Another issue is handling of timeout. Basically, we cannot just throw exception, because it would cause destruction of many Vulkan handles including the device itself before the aplication would be terminated. Vulkan does not allow destruction of handles that are in use by the device, including the device itself. Neither we can return for the same reason, nor call std::exit(). We resort to call std::quick_exit() and leave the release of all Vulkan handles on operating system.
Concerning vk::waitForFence() - we use noThrow variant of the function, because we do not want to throw in the case of error. Instead, we handle vk::Result::eTimeout by ourselves.

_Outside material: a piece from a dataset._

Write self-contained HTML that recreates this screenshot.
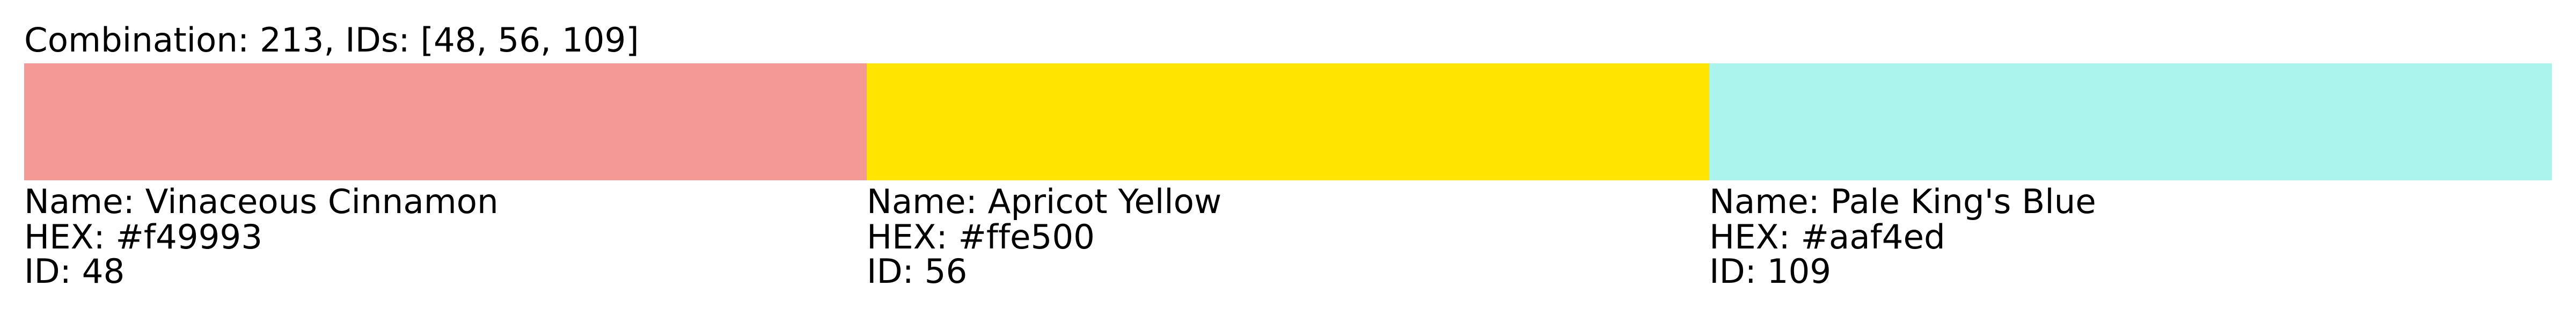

On all other return codes, we let vk::checkForSuccessValue() check for us if the result is vk::Result::eSuccess. If not, it will throw. It will throw even on non-error return codes. Such solution for non-error codes is used for two reasons: First, Vulkan function vkWaitForFences() is not expected to return any other success values than we already handled, e.g. eSuccess and eTimeout. And the second reason, even if some future Vulkan extension or Vulkan core version appends a new success value, such success value does not mean we have got our job done. The vk::Result::eTimeout is also non-error return code and does not mean that the job was done. So, this is the reason that we are not happy with anything other than vk::Result::eSuccess and vk::Result::eTimeout and handle it by throwing exception.